In contrast, in the southern districts of Kaduna, in spite of the much poorer PHCN power supply to the areas, they still boast of thriving internet cafes and other small scale businesses. Nobody so far seems to care, or even to raise questions regarding why this is so, not just with regards to internet café businesses, but even other small scale businesses such as milling, tailoring, welding etc all of which are diminishing by the day from the Kawo and Hayin Banki districts as a direct result of the ravaging corruption that PHCN staff and management engage in with absolute impunity in these areas.

It is indeed common knowledge among highly placed persons in Kaduna that the PHCN in the Kawo-Kaduna axis is indeed neck deep into politics.

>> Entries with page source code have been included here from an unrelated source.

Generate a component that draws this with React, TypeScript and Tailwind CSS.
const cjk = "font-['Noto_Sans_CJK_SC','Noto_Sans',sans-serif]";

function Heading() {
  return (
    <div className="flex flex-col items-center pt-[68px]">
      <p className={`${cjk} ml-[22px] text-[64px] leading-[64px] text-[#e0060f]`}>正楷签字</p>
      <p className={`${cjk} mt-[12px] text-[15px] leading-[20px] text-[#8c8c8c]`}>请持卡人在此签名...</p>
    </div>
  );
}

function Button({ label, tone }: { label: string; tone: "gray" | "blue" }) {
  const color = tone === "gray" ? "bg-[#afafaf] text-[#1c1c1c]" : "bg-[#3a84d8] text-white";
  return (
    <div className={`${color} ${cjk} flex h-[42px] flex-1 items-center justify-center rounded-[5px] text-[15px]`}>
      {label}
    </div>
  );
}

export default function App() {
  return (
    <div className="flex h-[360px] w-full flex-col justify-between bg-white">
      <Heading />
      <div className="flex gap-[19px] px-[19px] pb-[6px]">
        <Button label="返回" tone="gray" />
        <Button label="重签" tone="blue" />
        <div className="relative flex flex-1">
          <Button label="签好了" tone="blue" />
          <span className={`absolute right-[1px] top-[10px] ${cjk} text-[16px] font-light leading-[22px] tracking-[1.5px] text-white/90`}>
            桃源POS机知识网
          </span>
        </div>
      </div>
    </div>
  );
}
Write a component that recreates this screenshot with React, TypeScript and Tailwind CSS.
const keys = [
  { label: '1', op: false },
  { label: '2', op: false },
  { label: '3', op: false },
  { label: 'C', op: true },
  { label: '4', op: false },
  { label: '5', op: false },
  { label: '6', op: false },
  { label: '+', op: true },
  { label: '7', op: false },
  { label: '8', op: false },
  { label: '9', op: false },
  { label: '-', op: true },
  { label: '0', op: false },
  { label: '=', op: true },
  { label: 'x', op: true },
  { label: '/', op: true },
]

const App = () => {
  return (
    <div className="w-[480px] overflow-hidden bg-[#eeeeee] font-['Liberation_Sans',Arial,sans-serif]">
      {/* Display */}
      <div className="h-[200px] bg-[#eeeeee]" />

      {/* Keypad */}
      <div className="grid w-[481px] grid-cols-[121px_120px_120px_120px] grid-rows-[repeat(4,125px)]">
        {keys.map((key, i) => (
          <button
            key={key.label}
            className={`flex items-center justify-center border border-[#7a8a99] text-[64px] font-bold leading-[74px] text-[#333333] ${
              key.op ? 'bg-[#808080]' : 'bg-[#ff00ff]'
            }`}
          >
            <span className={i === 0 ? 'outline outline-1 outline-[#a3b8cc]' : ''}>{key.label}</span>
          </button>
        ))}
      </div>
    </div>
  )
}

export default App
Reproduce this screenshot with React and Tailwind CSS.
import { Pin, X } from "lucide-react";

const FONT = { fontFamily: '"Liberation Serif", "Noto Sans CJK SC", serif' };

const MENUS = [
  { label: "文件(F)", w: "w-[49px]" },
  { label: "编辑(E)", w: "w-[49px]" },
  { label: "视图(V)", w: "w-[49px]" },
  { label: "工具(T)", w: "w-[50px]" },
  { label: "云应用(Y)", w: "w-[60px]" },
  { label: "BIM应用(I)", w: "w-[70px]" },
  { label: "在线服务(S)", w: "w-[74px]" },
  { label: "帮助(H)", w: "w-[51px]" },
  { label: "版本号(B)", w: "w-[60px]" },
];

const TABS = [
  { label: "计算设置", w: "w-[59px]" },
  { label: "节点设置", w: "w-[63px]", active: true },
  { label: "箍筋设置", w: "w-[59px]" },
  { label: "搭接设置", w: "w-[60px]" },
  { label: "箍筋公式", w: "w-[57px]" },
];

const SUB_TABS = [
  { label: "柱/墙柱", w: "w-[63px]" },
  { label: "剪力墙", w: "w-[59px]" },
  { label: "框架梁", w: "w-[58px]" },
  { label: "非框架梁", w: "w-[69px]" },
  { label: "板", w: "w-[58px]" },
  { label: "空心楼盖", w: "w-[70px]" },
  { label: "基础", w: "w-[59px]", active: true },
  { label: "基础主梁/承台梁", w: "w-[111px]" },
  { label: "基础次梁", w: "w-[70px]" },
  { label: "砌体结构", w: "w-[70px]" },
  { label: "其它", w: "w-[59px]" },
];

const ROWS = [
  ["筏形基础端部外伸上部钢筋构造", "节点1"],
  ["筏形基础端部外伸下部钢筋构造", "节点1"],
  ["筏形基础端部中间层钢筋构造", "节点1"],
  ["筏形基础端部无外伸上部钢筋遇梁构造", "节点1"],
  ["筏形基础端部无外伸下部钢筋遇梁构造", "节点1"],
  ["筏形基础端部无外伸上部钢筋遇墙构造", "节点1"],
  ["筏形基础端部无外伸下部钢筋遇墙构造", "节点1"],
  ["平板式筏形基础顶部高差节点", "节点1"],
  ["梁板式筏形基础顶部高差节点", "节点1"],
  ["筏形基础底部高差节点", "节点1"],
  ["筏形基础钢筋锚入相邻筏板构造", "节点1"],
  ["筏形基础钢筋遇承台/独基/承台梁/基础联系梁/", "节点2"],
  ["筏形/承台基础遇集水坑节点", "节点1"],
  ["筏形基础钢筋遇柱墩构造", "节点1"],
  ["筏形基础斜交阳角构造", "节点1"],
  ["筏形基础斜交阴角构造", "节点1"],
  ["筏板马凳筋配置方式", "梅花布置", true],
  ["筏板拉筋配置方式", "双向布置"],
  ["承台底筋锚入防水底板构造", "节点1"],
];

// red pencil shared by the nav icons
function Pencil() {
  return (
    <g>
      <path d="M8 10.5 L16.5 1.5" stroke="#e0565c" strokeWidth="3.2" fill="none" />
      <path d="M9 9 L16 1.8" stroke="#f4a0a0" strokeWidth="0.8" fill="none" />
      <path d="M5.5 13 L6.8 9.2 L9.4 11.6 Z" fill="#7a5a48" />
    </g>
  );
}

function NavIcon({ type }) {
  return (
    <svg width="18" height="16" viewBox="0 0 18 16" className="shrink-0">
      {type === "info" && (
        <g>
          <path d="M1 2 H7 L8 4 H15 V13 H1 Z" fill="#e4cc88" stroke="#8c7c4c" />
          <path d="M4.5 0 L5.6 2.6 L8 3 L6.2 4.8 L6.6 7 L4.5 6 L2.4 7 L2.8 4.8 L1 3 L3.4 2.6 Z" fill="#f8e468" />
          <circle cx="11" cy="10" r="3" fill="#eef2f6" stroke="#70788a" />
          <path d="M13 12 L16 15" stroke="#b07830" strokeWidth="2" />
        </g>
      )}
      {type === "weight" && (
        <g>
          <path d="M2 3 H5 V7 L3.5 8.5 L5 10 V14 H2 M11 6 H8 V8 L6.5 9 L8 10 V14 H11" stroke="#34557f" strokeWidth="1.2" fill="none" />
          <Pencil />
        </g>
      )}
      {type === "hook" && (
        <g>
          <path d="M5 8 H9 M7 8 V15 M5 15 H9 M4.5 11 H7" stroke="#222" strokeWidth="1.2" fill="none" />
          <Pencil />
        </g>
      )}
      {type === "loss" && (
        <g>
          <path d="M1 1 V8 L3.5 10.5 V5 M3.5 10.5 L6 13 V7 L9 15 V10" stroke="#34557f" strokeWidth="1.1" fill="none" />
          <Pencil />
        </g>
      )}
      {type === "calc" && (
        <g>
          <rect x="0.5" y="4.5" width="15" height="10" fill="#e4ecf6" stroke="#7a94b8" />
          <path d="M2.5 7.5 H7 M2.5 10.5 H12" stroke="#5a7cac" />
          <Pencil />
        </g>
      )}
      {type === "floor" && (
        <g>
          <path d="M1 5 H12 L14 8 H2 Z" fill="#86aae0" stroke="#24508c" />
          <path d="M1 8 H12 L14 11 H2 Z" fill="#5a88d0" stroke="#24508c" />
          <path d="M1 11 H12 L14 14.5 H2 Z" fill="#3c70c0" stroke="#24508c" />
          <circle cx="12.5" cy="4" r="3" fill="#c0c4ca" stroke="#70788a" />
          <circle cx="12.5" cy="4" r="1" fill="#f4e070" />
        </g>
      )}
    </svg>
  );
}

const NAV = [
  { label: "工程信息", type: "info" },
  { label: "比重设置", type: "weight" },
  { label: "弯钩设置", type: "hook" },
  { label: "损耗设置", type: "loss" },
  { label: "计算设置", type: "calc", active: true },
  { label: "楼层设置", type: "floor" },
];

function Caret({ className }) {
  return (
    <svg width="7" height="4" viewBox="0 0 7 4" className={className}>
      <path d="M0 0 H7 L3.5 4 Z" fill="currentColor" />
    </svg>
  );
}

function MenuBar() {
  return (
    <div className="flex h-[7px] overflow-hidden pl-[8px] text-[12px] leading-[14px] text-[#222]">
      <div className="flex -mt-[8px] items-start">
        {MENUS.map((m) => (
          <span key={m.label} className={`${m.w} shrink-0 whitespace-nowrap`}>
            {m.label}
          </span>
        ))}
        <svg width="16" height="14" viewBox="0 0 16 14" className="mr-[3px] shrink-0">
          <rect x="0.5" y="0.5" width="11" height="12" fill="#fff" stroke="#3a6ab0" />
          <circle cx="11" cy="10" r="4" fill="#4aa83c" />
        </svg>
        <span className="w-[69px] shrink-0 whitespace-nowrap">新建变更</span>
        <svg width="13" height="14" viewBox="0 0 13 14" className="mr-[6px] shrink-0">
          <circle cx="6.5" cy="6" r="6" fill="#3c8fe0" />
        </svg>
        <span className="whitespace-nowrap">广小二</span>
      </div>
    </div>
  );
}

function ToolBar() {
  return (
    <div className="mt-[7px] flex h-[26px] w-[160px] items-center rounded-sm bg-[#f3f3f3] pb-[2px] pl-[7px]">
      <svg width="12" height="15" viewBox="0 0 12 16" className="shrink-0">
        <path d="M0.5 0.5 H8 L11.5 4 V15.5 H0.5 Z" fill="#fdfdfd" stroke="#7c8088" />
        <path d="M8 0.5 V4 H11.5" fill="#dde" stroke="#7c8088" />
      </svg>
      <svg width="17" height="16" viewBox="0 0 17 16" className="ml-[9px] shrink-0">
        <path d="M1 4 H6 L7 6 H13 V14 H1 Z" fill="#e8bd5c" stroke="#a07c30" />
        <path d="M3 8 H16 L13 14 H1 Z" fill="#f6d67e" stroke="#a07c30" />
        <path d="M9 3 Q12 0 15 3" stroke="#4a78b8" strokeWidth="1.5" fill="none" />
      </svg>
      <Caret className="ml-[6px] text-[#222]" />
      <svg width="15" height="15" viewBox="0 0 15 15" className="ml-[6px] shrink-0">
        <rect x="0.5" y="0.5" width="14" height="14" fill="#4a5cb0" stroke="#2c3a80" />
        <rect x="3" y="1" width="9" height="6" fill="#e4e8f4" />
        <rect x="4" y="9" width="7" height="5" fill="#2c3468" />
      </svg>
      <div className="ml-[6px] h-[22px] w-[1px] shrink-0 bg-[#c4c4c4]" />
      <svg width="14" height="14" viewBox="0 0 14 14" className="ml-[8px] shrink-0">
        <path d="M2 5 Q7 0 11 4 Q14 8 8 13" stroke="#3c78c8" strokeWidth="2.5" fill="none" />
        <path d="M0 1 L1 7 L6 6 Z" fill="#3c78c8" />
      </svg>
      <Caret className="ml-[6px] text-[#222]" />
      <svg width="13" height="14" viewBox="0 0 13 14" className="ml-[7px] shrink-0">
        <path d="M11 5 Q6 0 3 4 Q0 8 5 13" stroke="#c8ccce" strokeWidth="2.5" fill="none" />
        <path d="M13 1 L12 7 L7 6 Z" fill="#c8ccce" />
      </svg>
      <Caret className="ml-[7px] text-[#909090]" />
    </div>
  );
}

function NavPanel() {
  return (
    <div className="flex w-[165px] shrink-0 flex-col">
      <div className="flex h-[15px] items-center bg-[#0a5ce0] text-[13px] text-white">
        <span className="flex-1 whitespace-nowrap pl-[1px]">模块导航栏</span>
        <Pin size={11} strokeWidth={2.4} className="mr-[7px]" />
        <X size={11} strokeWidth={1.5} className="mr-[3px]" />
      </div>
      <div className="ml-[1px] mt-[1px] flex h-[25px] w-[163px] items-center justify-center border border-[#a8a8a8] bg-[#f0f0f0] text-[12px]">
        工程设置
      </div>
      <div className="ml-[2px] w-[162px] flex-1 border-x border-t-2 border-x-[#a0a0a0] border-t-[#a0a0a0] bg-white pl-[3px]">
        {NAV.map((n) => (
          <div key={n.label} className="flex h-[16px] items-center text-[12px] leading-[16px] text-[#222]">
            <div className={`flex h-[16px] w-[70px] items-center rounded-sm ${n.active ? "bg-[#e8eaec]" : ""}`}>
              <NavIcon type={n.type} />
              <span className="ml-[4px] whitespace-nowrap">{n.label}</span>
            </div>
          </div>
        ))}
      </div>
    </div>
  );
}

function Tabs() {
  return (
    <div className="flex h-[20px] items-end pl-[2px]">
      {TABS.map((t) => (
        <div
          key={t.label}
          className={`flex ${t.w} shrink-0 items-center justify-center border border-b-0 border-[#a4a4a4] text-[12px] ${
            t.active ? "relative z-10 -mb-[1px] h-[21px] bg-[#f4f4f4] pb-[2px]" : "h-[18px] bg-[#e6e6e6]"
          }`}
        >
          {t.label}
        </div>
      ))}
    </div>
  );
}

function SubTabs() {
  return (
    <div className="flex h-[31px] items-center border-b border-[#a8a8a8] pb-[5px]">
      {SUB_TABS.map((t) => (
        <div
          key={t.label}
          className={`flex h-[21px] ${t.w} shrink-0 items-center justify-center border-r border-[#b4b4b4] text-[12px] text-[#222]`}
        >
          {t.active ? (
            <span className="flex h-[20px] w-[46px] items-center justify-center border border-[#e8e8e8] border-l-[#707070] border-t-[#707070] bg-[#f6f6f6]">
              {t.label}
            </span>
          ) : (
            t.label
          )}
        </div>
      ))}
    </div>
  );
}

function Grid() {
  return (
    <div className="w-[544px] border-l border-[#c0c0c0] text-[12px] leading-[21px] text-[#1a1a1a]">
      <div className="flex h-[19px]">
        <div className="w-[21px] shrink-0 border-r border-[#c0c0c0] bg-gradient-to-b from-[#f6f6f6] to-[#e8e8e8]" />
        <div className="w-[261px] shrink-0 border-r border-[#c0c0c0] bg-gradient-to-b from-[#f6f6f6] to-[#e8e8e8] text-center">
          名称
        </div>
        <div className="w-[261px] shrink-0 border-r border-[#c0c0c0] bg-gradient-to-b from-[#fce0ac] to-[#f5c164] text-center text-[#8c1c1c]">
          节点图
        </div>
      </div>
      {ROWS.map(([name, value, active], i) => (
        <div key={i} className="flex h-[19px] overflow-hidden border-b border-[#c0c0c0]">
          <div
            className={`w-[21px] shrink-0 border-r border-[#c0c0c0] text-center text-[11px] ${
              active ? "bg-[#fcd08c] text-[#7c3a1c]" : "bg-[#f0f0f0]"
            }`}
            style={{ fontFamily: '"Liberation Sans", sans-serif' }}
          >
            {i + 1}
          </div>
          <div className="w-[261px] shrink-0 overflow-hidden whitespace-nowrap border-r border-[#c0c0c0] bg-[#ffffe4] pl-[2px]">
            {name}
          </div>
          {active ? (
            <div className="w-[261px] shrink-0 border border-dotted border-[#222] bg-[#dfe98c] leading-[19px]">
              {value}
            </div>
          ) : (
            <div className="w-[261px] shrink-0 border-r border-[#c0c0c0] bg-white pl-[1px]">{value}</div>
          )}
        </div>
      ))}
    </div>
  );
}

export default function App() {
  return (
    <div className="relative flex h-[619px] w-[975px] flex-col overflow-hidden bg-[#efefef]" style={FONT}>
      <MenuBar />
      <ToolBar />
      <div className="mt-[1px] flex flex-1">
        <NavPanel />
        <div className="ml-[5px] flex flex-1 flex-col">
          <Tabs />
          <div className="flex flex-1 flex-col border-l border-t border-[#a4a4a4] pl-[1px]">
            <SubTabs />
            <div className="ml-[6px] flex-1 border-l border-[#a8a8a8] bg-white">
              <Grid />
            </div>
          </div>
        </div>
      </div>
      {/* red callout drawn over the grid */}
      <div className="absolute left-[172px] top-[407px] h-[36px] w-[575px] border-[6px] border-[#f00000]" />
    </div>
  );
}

Thus, the staff are routinely sent out on sabotage errands to deliberately undo and disparage all the efforts being assiduously put in support of President Goodluck Jonathan’s transformation agenda in the most significant sector of all, namely, the power sector.

Other people however contend that the real and main target of the PHCN management in the Kawo district is the Vice President Namadi Sambo and his reported desire to contest the Presidency in 2015 - Kawo and Hayin Banki being the core of the Vice President’s Kaduna North constituency.

Howsoever the truth turns out to be, the fact is that disrupting the economic activities of individual voters in these areas and pauperizing them through a federal utility such as electricity, is the surest path to instilling political hatred for both President Goodluck Jonathan and the Vice President Namadi Sambo in a constituency that is very vital to the legitimacy of their civilian, democratic government. Eroding that legitimacy has always been the dream of those that seek to subvert democracy.

Thus, in spite of the constant power supplies presently in the Kawo and Hayin Banki areas of the Kaduna metropolis (which in itself is a success story of the Jonathan administration), the two areas constitute a grave-yard of small-scale businesses.